Asked by Anonymous at 3:43 PM on Jan. 2, 2011 in Relationships

This question is closed.
Answers (19)
  • I am a former domestic violence prosecutor, and your partner has classic characteristics of an abuser-- power and control. Abusers exercise these devices in a myriad of ways. Some use physical violence as a means of asserting them, some use psychological abuse. And not a single abuser that I met thought they were at fault for any of it.
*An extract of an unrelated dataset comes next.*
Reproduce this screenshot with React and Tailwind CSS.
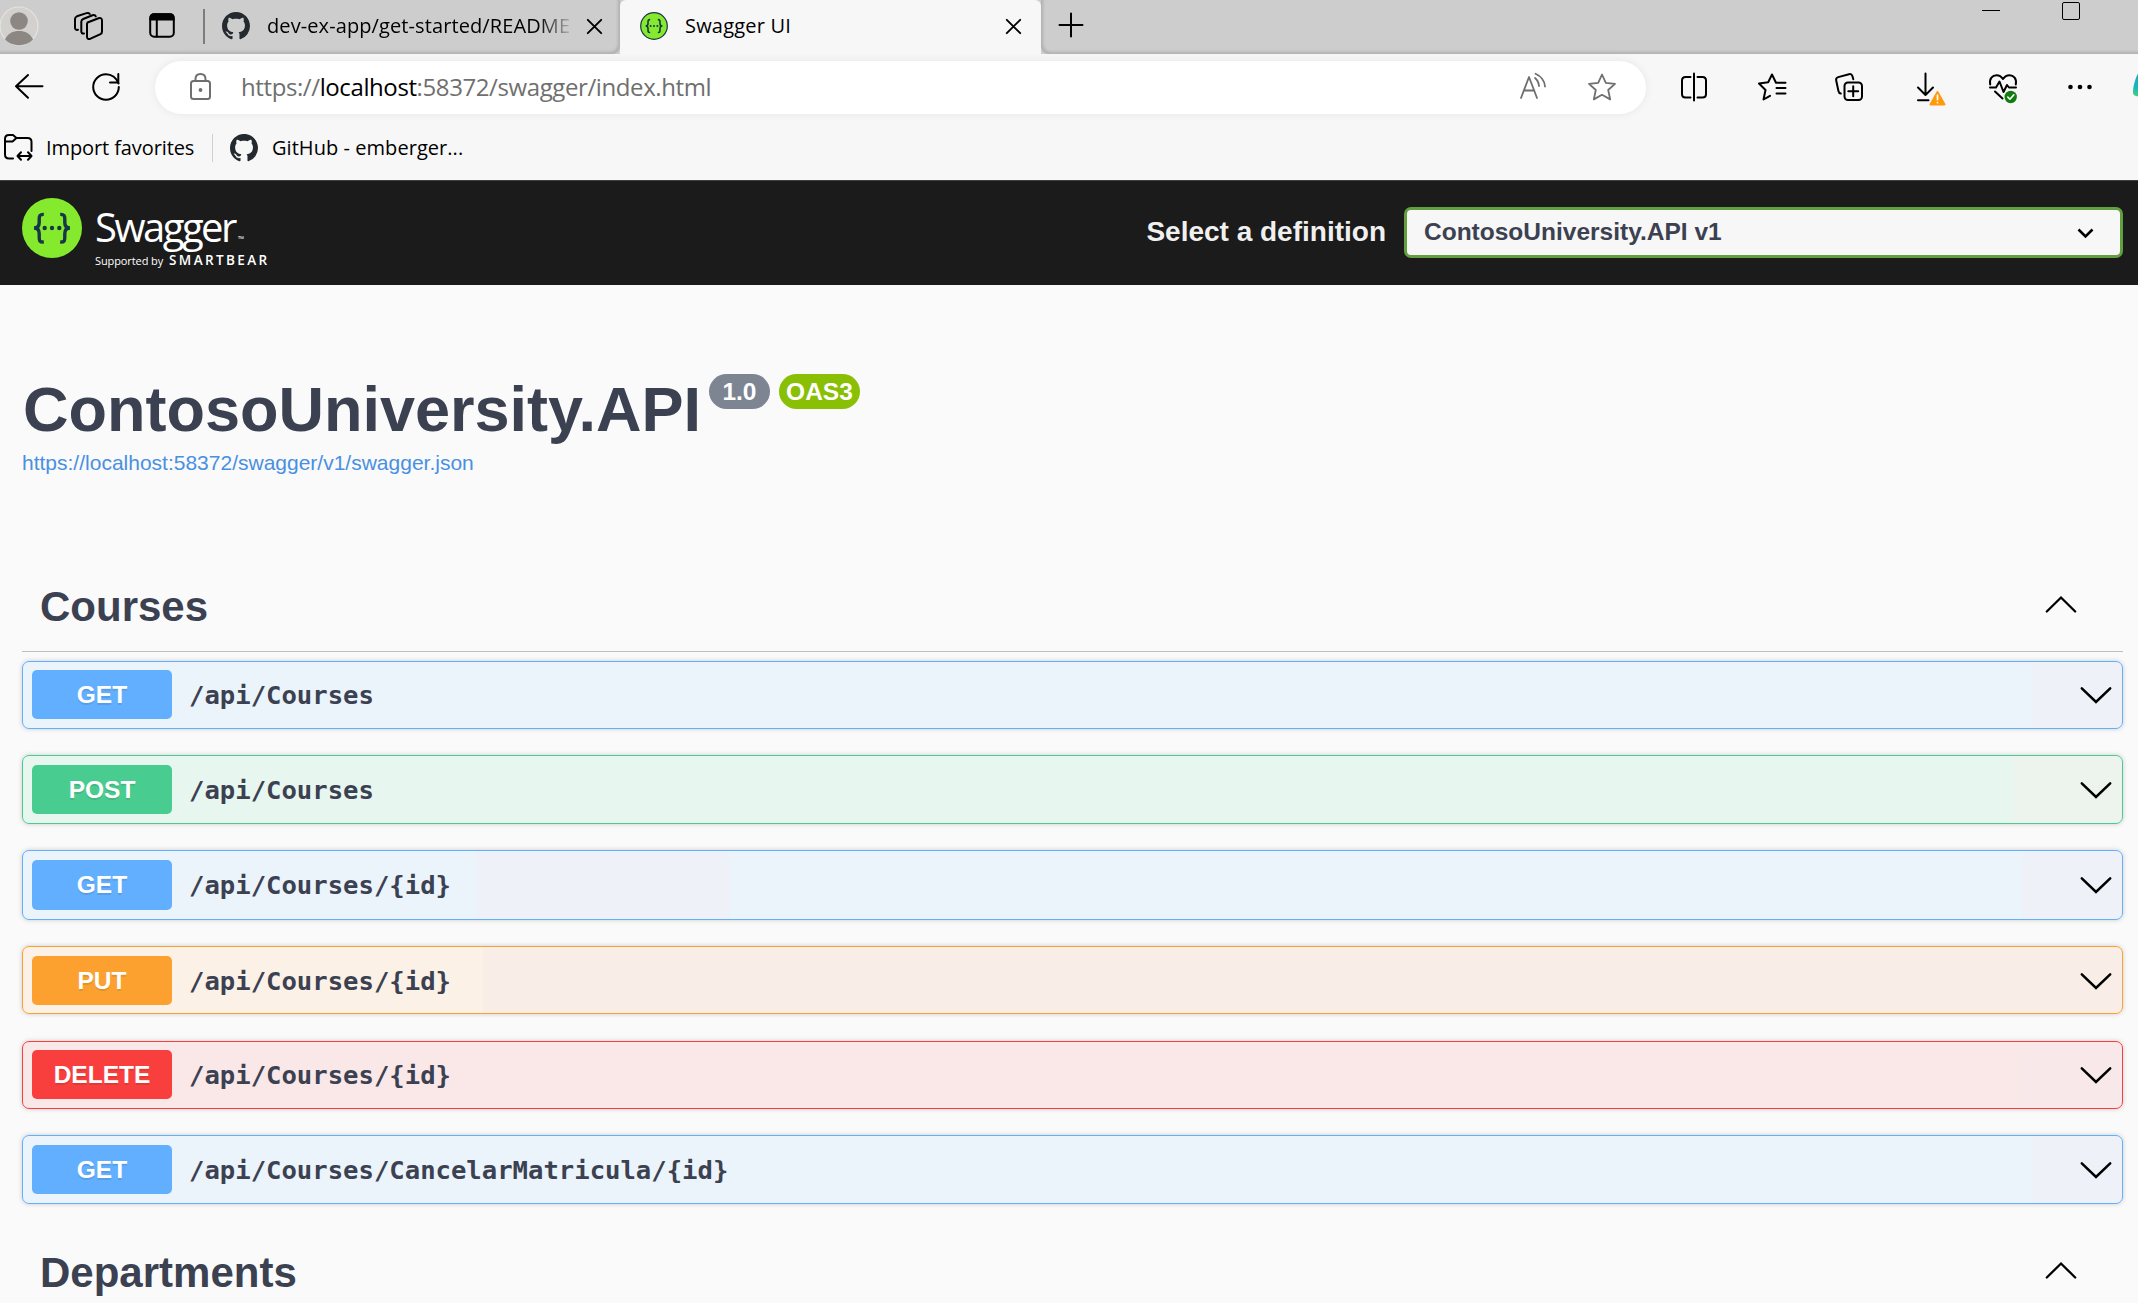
import React from "react";

const SEGOE = "font-['Open_Sans','Noto_Sans',sans-serif]";

function Icon({ w, h, className = "", sw = 2, children }) {
  return (
    <svg
      width={w}
      height={h}
      viewBox={`0 0 ${w} ${h}`}
      fill="none"
      stroke="currentColor"
      strokeWidth={sw}
      strokeLinecap="round"
      strokeLinejoin="round"
      className={`shrink-0 overflow-visible ${className}`}
    >
      {children}
    </svg>
  );
}

function GithubMark({ className = "" }) {
  return (
    <svg width="28" height="28" viewBox="0 0 16 16" fill="#24292f" className={`shrink-0 ${className}`}>
      <path d="M8 0C3.58 0 0 3.58 0 8c0 3.54 2.29 6.53 5.47 7.59.4.07.55-.17.55-.38 0-.19-.01-.82-.01-1.49-2.01.37-2.53-.49-2.69-.94-.09-.23-.48-.94-.82-1.13-.28-.15-.68-.52-.01-.53.63-.01 1.08.58 1.23.82.72 1.21 1.87.87 2.33.66.07-.52.28-.87.51-1.07-1.78-.2-3.64-.89-3.64-3.95 0-.87.31-1.59.82-2.15-.08-.2-.36-1.02.08-2.12 0 0 .67-.21 2.2.82.64-.18 1.32-.27 2-.27.68 0 1.36.09 2 .27 1.53-1.04 2.2-.82 2.2-.82.44 1.1.16 1.92.08 2.12.51.56.82 1.27.82 2.15 0 3.07-1.87 3.75-3.65 3.95.29.25.54.73.54 1.48 0 1.07-.01 1.93-.01 2.2 0 .21.15.46.55.38A8.013 8.013 0 0016 8c0-4.42-3.58-8-8-8z" />
    </svg>
  );
}

function SwaggerMark({ size, ring, className = "" }) {
  return (
    <svg width={size} height={size} viewBox="0 0 60 60" className={`shrink-0 ${className}`}>
      <circle cx="30" cy="30" r={ring ? 28.5 : 30} fill="#85ea2d" stroke={ring ? "#173647" : "none"} strokeWidth={ring ? 2.6 : 0} />
      <g fill="none" stroke="#173647" strokeWidth="3.4">
        <path d="M21.8 16.4 C17.6 16.2 17.2 18 17.2 21 V24.5 C17.2 28 16 30 12 30 C16 30 17.2 32 17.2 35.5 V39 C17.2 43 17.6 44.2 21.8 44" />
        <path d="M38.2 16.4 C42.4 16.2 42.8 18 42.8 21 V24.5 C42.8 28 44 30 48 30 C44 30 42.8 32 42.8 35.5 V39 C42.8 43 42.4 44.2 38.2 44" />
      </g>
      <g fill="#173647">
        <circle cx="22.7" cy="30" r="2.2" />
        <circle cx="30" cy="30" r="2.2" />
        <circle cx="37.3" cy="30" r="2.2" />
      </g>
    </svg>
  );
}

function CloseIcon({ className }) {
  return (
    <Icon w={15} h={15} className={className} sw={1.9}>
      <path d="M0.8 0.8 L14.2 14.2 M14.2 0.8 L0.8 14.2" />
    </Icon>
  );
}

function TabStrip() {
  return (
    <div className={`flex h-[54px] items-start bg-[#cdcdcd] text-black ${SEGOE}`}>
      <div className="flex h-[54px] w-[620px] shrink-0 items-start rounded-br-lg bg-[#cdcdcd] shadow-[inset_-2px_-2px_3px_rgba(0,0,0,0.14)]">
        <svg width="39" height="40" viewBox="0 0 39 40" className="mt-[6px] shrink-0">
          <circle cx="19" cy="20" r="19" fill="#d3d1ce" stroke="#e6e4e0" strokeWidth="1.2" />
          <circle cx="19" cy="15" r="8.8" fill="#8c8783" />
          <path d="M5 33.5 C7.500 27.500 13 25 19 25 C25 25 30.500 27.500 33 33.500 C29.500 37.300 24.500 39.200 19 39.200 C13.500 39.200 8.500 37.300 5 33.500 Z" fill="#8c8783" />
        </svg>
        <Icon w={29} h={28} className="ml-[35px] mt-[12px]">
          <path d="M13.500 10.500 L24.500 6.200 C26.500 5.500 28 6.300 28 8.500 V19.500 C28 21 27.500 21.700 26.500 22.200 L16.500 26.700 C14.500 27.500 13 26.800 13 24.800 V11.800 Z" />
          <path d="M10 21.500 C8.300 21.800 7.300 21 7.300 19.200 V9.700 C7.300 8.300 8 7.500 9.200 7 L18.500 3.200 C20 2.700 21.200 3 21.800 4.300" />
          <path d="M4 17.800 C2.200 18.200 1 17.400 1 15.400 V7 C1 5.600 1.700 4.800 2.900 4.300 L12.500 1.100 C13.900 0.700 15 1 15.800 2" />
        </Icon>
        <Icon w={26} h={25} className="ml-[46px] mt-[13px]">
          <rect x="1.200" y="1.200" width="23.600" height="22.600" rx="4" />
          <path d="M1.500 6.500 V4.500 C1.500 2.500 3 1.200 5 1.200 H21 C23 1.200 24.500 2.500 24.500 4.500 V6.500 Z" fill="currentColor" />
          <path d="M7.800 7 V23.500" />
        </Icon>
        <div className="ml-[28px] mt-[9px] h-[35px] w-[2px] shrink-0 bg-[#7d7d7d]" />
        <GithubMark className="ml-[17px] mt-[12px]" />
        <div className="ml-[17px] mt-[11px] w-[308px] whitespace-nowrap text-[20px] leading-[30px] tracking-[0.1px] [mask-image:linear-gradient(to_right,black_88%,transparent_100%)]">
          dev-ex-app/get-started/README
        </div>
        <CloseIcon className="ml-[12px] mt-[19px]" />
      </div>
      <div className="flex h-[54px] w-[421px] shrink-0 items-start rounded-t-md bg-[#f7f7f7]">
        <SwaggerMark size={28} ring className="ml-[20px] mt-[12px]" />
        <div className="ml-[17px] mt-[11px] w-[321px] text-[20px] leading-[30px] tracking-[0.2px]">Swagger UI</div>
        <CloseIcon className="mt-[19px]" />
      </div>
      <div className="flex h-[54px] flex-1 items-start rounded-bl-lg bg-[#cdcdcd] shadow-[inset_2px_-2px_3px_rgba(0,0,0,0.14)]">
        <Icon w={24} h={24} className="ml-[18px] mt-[13px]">
          <path d="M12 0.500 V23.500 M0.500 12 H23.500" />
        </Icon>
        <div className="ml-[899px] mt-[10px] h-px w-[18px] shrink-0 bg-black" />
        <div className="ml-[62px] mt-[2px] h-[18px] w-[18px] shrink-0 rounded-[2px] border border-black" />
      </div>
    </div>
  );
}

function Toolbar() {
  return (
    <div className={`mt-[7px] flex h-[53px] items-start text-black ${SEGOE}`}>
      <Icon w={28} h={25} className="ml-[15px] mt-[13px]">
        <path d="M27.500 12.300 H1 M13 1 L1 12.300 L13 23.800" />
      </Icon>
      <Icon w={28} h={28} className="ml-[49px] mt-[12px]">
        <path d="M26.500 10.500 C24.700 5 19.800 1.200 14 1.200 C7 1.200 1.200 7 1.200 14 C1.200 21 7 26.800 14 26.800 C21 26.800 26.800 21 26.800 14" />
        <path d="M26.300 1 V9.500 H18" strokeLinejoin="miter" />
      </Icon>
      <div className="ml-[35px] flex h-[53px] w-[1491px] shrink-0 items-start rounded-full bg-white text-[#6f6f6f] shadow-[0_0_10px_rgba(0,0,0,0.07)]">
        <Icon w={21} h={27} className="ml-[35px] mt-[12px]">
          <rect x="1" y="8" width="19" height="18" rx="2.500" />
          <path d="M5.500 8 V6 C5.500 3 7.500 1 10.500 1 C13.500 1 15.500 3 15.500 6 V8" />
          <circle cx="10.500" cy="17" r="0.900" fill="currentColor" />
        </Icon>
        <div className="ml-[30px] mt-[8px] w-[1279px] whitespace-nowrap text-[24px] leading-[36px] tracking-[-0.4px]">
          https://<span className="text-black">localhost</span>:58372/swagger/index.html
        </div>
        <Icon w={27} h={26} className="mt-[12px]" sw={1.8}>
          <path d="M1 25 L9 4 L17 25 M3.700 17.500 H14.300" />
          <path d="M15 5 C17.500 7 18.700 9.500 19 13" />
          <path d="M15.500 0.800 C20.500 3 24.500 7 25 13.500" />
        </Icon>
        <Icon w={28} h={28} className="ml-[41px] mt-[12px]" sw={1.8}>
          <path d="M14 1.500 L17.800 9.800 L27 10.800 L20.200 17 L22.200 26.400 L14 21.800 L5.800 26.400 L7.800 17 L1 10.800 L10.200 9.800 Z" />
        </Icon>
      </div>
      <Icon w={26} h={28} className="ml-[35px] mt-[12px]">
        <path d="M13 0.500 V27.500" />
        <path d="M9.500 4 H4.500 C2.500 4 1 5.500 1 7.500 V21 C1 23 2.500 24.500 4.500 24.500 H9.500" />
        <path d="M16.500 4 H21.500 C23.500 4 25 5.500 25 7.500 V21 C25 23 23.500 24.500 21.500 24.500 H16.500" />
      </Icon>
      <Icon w={28} h={28} className="ml-[51px] mt-[12px]">
        <path d="M27.500 9.800 H18 L14 1.500 L10.200 9.200 L1 10.500 L7.500 17 L5.500 26.500 L12 22.800" />
        <path d="M18.500 15 H27.500 M18.500 20.500 H27.500" />
      </Icon>
      <Icon w={28} h={28} className="ml-[49px] mt-[12px]">
        <rect x="9.500" y="9.500" width="17.500" height="17.500" rx="3.500" />
        <path d="M18.200 13.300 V23.200 M13.300 18.200 H23.200" />
        <path d="M5.800 20.500 C4.500 20.300 3.800 19.500 3.500 18.200 L1.200 7.500 C0.800 5.800 1.500 4.600 3.200 4.100 L14 1.200 C15.800 0.800 16.900 1.500 17.400 3 L18.300 6.200" />
      </Icon>
      <Icon w={28} h={34} className="ml-[54px] mt-[12px]">
        <path d="M8.500 0.500 V22 M1 14.500 L8.500 22 L16 14.500 M1 27.200 H11.500" />
        <path d="M20.500 19 L27.500 31.500 H13.500 Z" fill="#ff9a0c" stroke="#ff9a0c" />
        <path d="M20.500 22.200 V26.700 M20.500 29.500 V29.600" stroke="#fff" strokeWidth="1.700" />
      </Icon>
      <Icon w={28} h={30} className="ml-[44px] mt-[13px]">
        <path d="M1.200 10.500 C0 4.500 3.500 1.200 7.500 1.200 C10.500 1.200 12.500 2.700 14 5 C15.500 2.700 17.500 1.200 20.500 1.200 C24.500 1.200 28 4.500 26.800 10.500" />
        <path d="M1 13.500 H7 L10.500 7.500 L14.500 18 L18 11 L20 13.500 H27" />
        <path d="M6 17.500 L13.500 24.500" />
        <circle cx="21.700" cy="23" r="6.200" fill="#107c10" stroke="none" />
        <path d="M18.800 23 L20.900 25.200 L24.800 20.900" stroke="#fff" strokeWidth="1.600" />
      </Icon>
      <Icon w={24} h={6} className="ml-[51px] mt-[23px]">
        <g fill="currentColor" stroke="none">
          <circle cx="2.500" cy="3" r="2.300" />
          <circle cx="12" cy="3" r="2.300" />
          <circle cx="21.500" cy="3" r="2.300" />
        </g>
      </Icon>
      <svg width="6" height="26" viewBox="0 0 6 26" className="ml-[41px] mt-[11px] shrink-0">
        <defs>
          <linearGradient id="copilot" x1="0" y1="0" x2="0" y2="1">
            <stop offset="0" stopColor="#2a9fd0" />
            <stop offset="0.600" stopColor="#16b6bd" />
            <stop offset="1" stopColor="#45d07c" />
          </linearGradient>
        </defs>
        <path d="M6 0 C3 4 0 14 0 20 C0 23.500 2 24 6 24.500 Z" fill="url(#copilot)" />
      </svg>
    </div>
  );
}

function BookmarksBar() {
  return (
    <div className={`flex h-[66px] items-start text-black ${SEGOE}`}>
      <Icon w={28} h={27} className="ml-[4px] mt-[20px]">
        <path d="M9 24.500 H5 C2.500 24.500 1 23 1 20.500 V5 C1 2.500 2.500 1 5 1 H9 L12.500 4 H23.500 C25.800 4 27.500 5.500 27.500 8 V17" />
        <path d="M1 7.500 H8.500 L12.500 4" />
        <path d="M13.500 22 H27.500 M17 18.200 L13.500 22 L17 25.800 M24 18.200 L27.500 22 L24 25.800" />
      </Icon>
      <div className="ml-[14px] mt-[19px] w-[166px] whitespace-nowrap text-[20px] leading-[30px] tracking-[-0.1px]">Import favorites</div>
      <div className="mt-[20px] h-[28px] w-px bg-[#cfcfcf]" />
      <GithubMark className="ml-[17px] mt-[20px]" />
      <div className="ml-[14px] mt-[19px] whitespace-nowrap text-[20px] leading-[30px] tracking-[0.05px]">GitHub - emberger...</div>
    </div>
  );
}

function Topbar() {
  return (
    <div className="flex h-[105px] items-start border-t border-[#3b4242] bg-[#1b1b1b] font-['Liberation_Sans',Arial,sans-serif]">
      <SwaggerMark size={60} className="ml-[22px] mt-[17px]" />
      <div className={`ml-[13px] mt-[23px] w-[300px] text-white ${SEGOE}`}>
        <div className="flex h-[46px] items-end">
          <span className="text-[40px] font-normal leading-[46px] tracking-[-2.500px]">Swagger</span>
          <span className="ml-[3px] pb-[7px] text-[8px] leading-[8px]">™</span>
        </div>
        <div className="mt-px flex h-[18px] items-baseline whitespace-nowrap">
          <span className="w-[74px] text-[11px] leading-[18px] tracking-[-0.1px]">Supported by</span>
          <span className="text-[13.500px] font-semibold leading-[18px] tracking-[2.400px]">SMARTBEAR</span>
        </div>
      </div>
      <div className="ml-auto mr-[18px] mt-[33px] text-[28px] font-bold leading-[36px] text-[#f0f0f0]">Select a definition</div>
      <div className="mr-[15px] mt-[26px] flex h-[51px] w-[719px] items-center rounded-[7px] border-[3.500px] border-[#62a03f] bg-[#f7f7f7] pl-[17px] pr-[26px]">
        <span className="flex-1 pb-[2px] text-[24.500px] font-bold leading-[36px] text-[#3b4151]">ContosoUniversity.API v1</span>
        <Icon w={17} h={10} sw={2.600} className="text-black">
          <path d="M1.500 1.500 L8.500 8.500 L15.500 1.500" strokeLinecap="butt" strokeLinejoin="miter" />
        </Icon>
      </div>
    </div>
  );
}

function Info() {
  return (
    <div className="h-[276px] pl-[22px] pt-[87px]">
      <div className="flex items-start">
        <h1 className="ml-px pt-px text-[63px] font-bold leading-[72px] text-[#3b4151]">ContosoUniversity.API</h1>
        <span className="ml-[8px] mt-[2px] flex h-[35px] w-[61px] items-center justify-center rounded-full bg-[#7d8492] text-[24.500px] font-bold leading-[35px] text-white">1.0</span>
        <span className="ml-[9px] mt-[2px] flex h-[35px] w-[81px] items-center justify-center rounded-full bg-[#89bf04] text-[24.500px] font-bold leading-[35px] text-white">OAS3</span>
      </div>
      <div className="mt-[6px] text-[21px] leading-[24px] text-[#4990e2]">https://localhost:58372/swagger/v1/swagger.json</div>
    </div>
  );
}

function SectionHeader({ title, className = "" }) {
  return (
    <div className={`mr-[15px] ml-[22px] flex h-[91px] items-start pl-[18px] pr-[47.500px] ${className}`}>
      <h3 className="flex-1 pt-[22px] text-[42px] font-bold leading-[48px] text-[#3b4151]">{title}</h3>
      <Icon w={30} h={16} sw={2.300} className="mt-[35px] text-black">
        <path d="M0.800 15.500 L15 1.500 L29.200 15.500" strokeLinejoin="miter" />
      </Icon>
    </div>
  );
}

const METHODS = {
  GET: { box: "border-[#61affe]", badge: "bg-[#61affe]" },
  POST: { box: "border-[#49cc90]", badge: "bg-[#49cc90]" },
  PUT: { box: "border-[#fca130]", badge: "bg-[#fca130]" },
  DELETE: { box: "border-[#f93e3e]", badge: "bg-[#f93e3e]" },
};

const OPS = [
  { method: "GET", path: "/api/Courses", size: "h-[68px] mb-[26px] pt-[8px]", badge: "h-[49px]", fill: "bg-[linear-gradient(to_right,#ebf3fb_2008px,#eef1f7_2008px)]" },
  { method: "POST", path: "/api/Courses", size: "h-[69px] mb-[26px] pt-[9px]", badge: "h-[49px]", fill: "bg-[linear-gradient(to_right,#e8f6f0_1990px,#edf4ed_1990px)]" },
  { method: "GET", path: "/api/Courses/{id}", size: "h-[70px] mb-[26px] pt-[9px]", badge: "h-[50px]", fill: "bg-[linear-gradient(to_right,#ebf3fb_453px,#eef1f7_453px,#eef1f7_707px,#ebf3fb_707px,#ebf3fb_1999px,#eef1f7_1999px)]" },
  { method: "PUT", path: "/api/Courses/{id}", size: "h-[68px] mb-[27px] pt-[9px]", badge: "h-[49px]", fill: "bg-[linear-gradient(to_right,#fbf1e6_460px,#f8eee7_460px)]" },
  { method: "DELETE", path: "/api/Courses/{id}", size: "h-[68px] mb-[26px] pt-[8px]", badge: "h-[49px]", fill: "bg-[linear-gradient(to_right,#fae7e8_1998px,#f8e8e9_1998px)]" },
  { method: "GET", path: "/api/Courses/CancelarMatricula/{id}", size: "h-[69px] pt-[9px]", badge: "h-[49px]", fill: "bg-[linear-gradient(to_right,#ebf3fb_2008px,#eef1f7_2008px)]" },
];

function Operation({ op }) {
  const m = METHODS[op.method];
  return (
    <div className={`flex items-start rounded-[7px] border pl-[9px] pr-[11.500px] shadow-[0_0_5px_rgba(0,0,0,0.19)] ${m.box} ${op.fill} ${op.size}`}>
      <div className={`flex w-[140px] items-center justify-center rounded-[5px] text-[24.500px] font-bold leading-[28px] text-white [text-shadow:0_2px_0_rgba(0,0,0,0.1)] ${m.badge} ${op.badge}`}>
        {op.method}
      </div>
      <div className="ml-[17px] mt-[7px] flex-1 font-['DejaVu_Sans_Mono',monospace] text-[25.600px] font-bold leading-[36px] text-[#3b4151]">{op.path}</div>
      <Icon w={30} h={16} sw={2.500} className="mt-[17px] text-black">
        <path d="M0.800 1.300 L15 15 L29.200 1.300" strokeLinejoin="miter" />
      </Icon>
    </div>
  );
}

export default function App() {
  return (
    <div className="h-[1303px] w-[2138px] overflow-hidden bg-[#fafafa]">
      <div className="bg-[#f7f7f7]">
        <TabStrip />
        <Toolbar />
        <BookmarksBar />
      </div>
      <Topbar />
      <main className="font-['Liberation_Sans',Arial,sans-serif]">
        <Info />
        <SectionHeader title="Courses" className="border-b border-[#bdbfc3]" />
        <div className="ml-[22px] mr-[15px] mt-[9px]">
          {OPS.map((op) => (
            <Operation key={op.method + op.path} op={op} />
          ))}
        </div>
        <SectionHeader title="Departments" className="mt-[23px]" />
      </main>
    </div>
  );
}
Some knew what they were doing was wrong, but almost all blamed their partners for their own behavior. "He/She made me do it." "If only he/she didn't push me so far, I wouldn't have ___." "It's the product of my upbringing-- I had a tough childhood."

    That last one may be more accurate, but you need to think about this question: What kind of example do you want YOUR kids to follow? The victim? The abuser? If the answer is neither-- you know you need to leave.
    Busimommi

    Answer by Busimommi at 4:13 PM on Jan. 2, 2011

  • i think it depends on the type and level of abuse. Some are manipulative and controlling but perhaps they've always been that way, whereas someone who is severely physically abusive might know exactly what they are doing and enjoy it
    Owl_Feather

    Answer by Owl_Feather at 3:48 PM on Jan. 2, 2011

  • STOP!!! This is not something you can work out. If he wants to change he has to do it on his own. You can not fix this. For your daughters sake, leave him before he actually carries out his threats!!
    isabellalecour

    Answer by isabellalecour at 3:49 PM on Jan. 2, 2011

  • It is true that he may not have realized he was being abusive, but since it was psychological abuse this may be one more way for him to control you and abuse you. You told him he was being abusive and saying he didn't know he was being abusive came only after denying it and then shifting the blame (more abuse). Changing any habit/personality trait is VERY difficult and I doubt it will get much better since you also mention alcohol too. I would run as far as I could and only be civil to him because of your child, but also keep an eye on her as she grows to watch for signs of abuse from him if he gets visitation.
    aeneva

    Answer by aeneva at 3:52 PM on Jan. 2, 2011

  • I'm sorry to be blunt, but this is crazy. Do yourself a favor and google "domestic violence and domestic abuse". He's an abuser, of severl types (at least verbal, emotional, and psychological) and needs help. He will NOT change, and especially not for long enough before it resurfaces. You have an obligation to not only protect yourself, but your child and the best advice I can give is to leave, sooner than later. I've been there, done that (except I wasn't expecting at the time) and yes it was hard, difficult, sad, and whatever- but leaving saved my life (literally). I wish you the best of luck, and if you have any questions- comments- or anything you can msg me, since my experience I've helped many women. The best of luck to you and your child...
    lexi8622

    Answer by lexi8622 at 4:04 PM on Jan. 2, 2011

  • Is it possible, yes, though it is rare but do yourself a favor and don't go back. He needs help himself and from a professional. Not only to recognize his own problems but to address his emotional/psychological abuse of you. Right now it sounds as if he isn't actually admitting it but using the admittance as a tool to manipulate you into coming back. It's not going to work he isn't going to change. He needs to go to counseling and recognize his behaviors and how it affects others as well as himself before you ever think about returning.
    KristiS11384

    Answer by KristiS11384 at 4:11 PM on Jan. 2, 2011

  • I agree with BeccaGee because with all the abuse he is putting you through plus the drinking it sounds like there are some psychological issues going on within himself and that is something that you cannot fix. If anything you will just put yourself in harms way being in the middle of it. It may steem from the factor of abuse done to him when he was younger but all the same let the professionals deal with it.
    kim0167

    Answer by kim0167 at 5:03 PM on Jan. 2, 2011

  • no they know and they will make any excuse to stop you from getting away from them. They know trust me they know.
    pinkdragon36

    Answer by pinkdragon36 at 3:48 PM on Jan. 2, 2011

  • He is doing what abusers do best manipulate and he will do this as long as he thinks he is got contro or until he gets control back when he does he will go back to the old ways. He needs help and this help is more then you can give. Make yourself safe and your kids. GL Momma
    pinkdragon36

    Answer by pinkdragon36 at 3:52 PM on Jan. 2, 2011

  • It is possible he doesn't know, but you should leave anyway. He needs to work this crap out on his own.